Direction: Lines containing the word "this" are to be located and copied.

Dataset:
╔══

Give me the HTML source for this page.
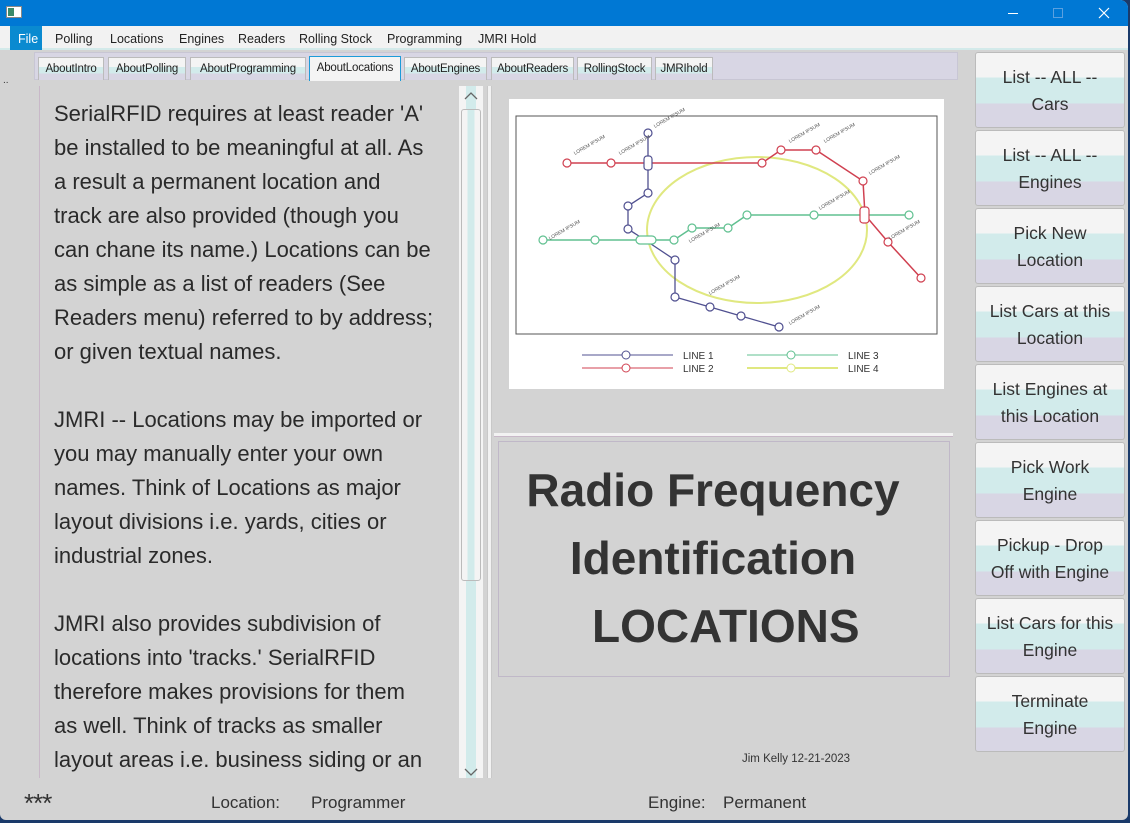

╚══
╔══

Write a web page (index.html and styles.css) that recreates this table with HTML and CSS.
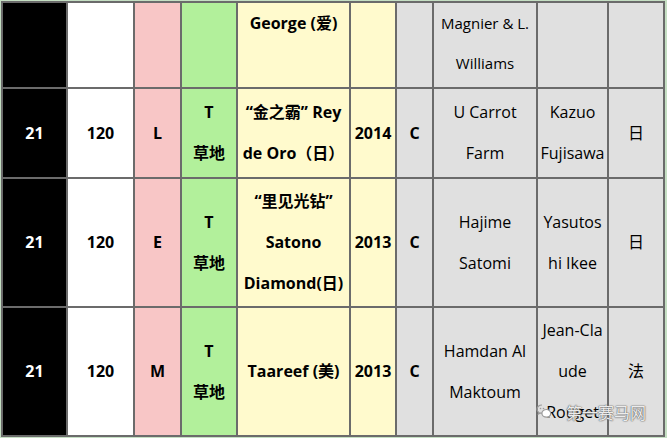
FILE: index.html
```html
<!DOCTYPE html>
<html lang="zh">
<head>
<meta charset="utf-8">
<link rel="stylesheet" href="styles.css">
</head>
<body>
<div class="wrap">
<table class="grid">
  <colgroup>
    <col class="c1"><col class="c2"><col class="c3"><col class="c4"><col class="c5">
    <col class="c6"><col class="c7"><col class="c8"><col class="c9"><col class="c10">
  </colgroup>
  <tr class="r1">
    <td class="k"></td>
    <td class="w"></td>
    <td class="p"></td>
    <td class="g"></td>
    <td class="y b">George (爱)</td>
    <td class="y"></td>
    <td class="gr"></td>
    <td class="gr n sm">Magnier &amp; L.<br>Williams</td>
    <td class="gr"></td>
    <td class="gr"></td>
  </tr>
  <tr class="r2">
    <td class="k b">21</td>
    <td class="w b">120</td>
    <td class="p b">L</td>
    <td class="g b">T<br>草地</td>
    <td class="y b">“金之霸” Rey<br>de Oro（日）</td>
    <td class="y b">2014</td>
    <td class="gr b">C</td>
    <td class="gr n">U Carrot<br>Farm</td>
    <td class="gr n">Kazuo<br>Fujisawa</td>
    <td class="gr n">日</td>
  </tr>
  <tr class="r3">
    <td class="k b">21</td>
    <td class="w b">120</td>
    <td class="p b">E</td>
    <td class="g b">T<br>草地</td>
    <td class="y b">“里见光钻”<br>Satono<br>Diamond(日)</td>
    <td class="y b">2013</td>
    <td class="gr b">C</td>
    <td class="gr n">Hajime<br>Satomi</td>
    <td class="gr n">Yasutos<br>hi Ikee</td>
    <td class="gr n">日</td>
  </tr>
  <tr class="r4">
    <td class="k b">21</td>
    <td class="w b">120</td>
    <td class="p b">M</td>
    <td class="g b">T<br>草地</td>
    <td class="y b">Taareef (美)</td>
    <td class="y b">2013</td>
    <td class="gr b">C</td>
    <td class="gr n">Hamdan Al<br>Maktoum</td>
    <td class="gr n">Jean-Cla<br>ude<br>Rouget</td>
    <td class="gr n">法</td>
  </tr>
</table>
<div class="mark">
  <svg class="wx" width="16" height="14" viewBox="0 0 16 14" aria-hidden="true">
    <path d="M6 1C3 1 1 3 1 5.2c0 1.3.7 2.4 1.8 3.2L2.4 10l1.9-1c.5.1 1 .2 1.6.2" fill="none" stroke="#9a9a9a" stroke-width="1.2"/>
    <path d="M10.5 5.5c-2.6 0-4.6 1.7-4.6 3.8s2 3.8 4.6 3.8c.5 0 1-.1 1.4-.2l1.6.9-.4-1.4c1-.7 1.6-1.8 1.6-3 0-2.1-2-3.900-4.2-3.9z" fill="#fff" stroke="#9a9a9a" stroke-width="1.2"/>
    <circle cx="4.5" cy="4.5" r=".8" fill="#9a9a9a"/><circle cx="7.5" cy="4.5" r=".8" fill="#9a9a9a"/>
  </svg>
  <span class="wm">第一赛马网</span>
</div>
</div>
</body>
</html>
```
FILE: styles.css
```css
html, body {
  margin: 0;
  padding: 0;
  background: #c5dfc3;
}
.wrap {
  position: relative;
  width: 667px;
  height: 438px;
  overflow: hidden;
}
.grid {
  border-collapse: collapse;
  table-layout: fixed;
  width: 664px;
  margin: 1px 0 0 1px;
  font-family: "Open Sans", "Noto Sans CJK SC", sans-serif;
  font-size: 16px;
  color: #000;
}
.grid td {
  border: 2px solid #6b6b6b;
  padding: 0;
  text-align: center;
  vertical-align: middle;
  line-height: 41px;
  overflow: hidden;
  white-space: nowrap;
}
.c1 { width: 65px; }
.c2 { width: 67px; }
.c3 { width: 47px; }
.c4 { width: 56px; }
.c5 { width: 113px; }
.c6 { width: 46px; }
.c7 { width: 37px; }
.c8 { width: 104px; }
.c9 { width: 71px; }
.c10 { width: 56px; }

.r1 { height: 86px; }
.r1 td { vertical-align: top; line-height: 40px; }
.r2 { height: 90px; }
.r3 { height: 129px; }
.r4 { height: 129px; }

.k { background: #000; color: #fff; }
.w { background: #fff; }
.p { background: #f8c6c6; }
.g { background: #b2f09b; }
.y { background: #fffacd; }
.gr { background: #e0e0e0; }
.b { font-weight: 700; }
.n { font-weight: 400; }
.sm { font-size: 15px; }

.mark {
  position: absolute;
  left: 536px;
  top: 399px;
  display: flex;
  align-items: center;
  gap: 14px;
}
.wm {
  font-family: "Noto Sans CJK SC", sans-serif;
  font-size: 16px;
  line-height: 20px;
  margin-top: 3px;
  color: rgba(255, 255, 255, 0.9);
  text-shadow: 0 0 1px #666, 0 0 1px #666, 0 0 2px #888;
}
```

╚══

Worked solution:
Give me the HTML source for this page.
Write a web page (index.html and styles.css) that recreates this table with HTML and CSS.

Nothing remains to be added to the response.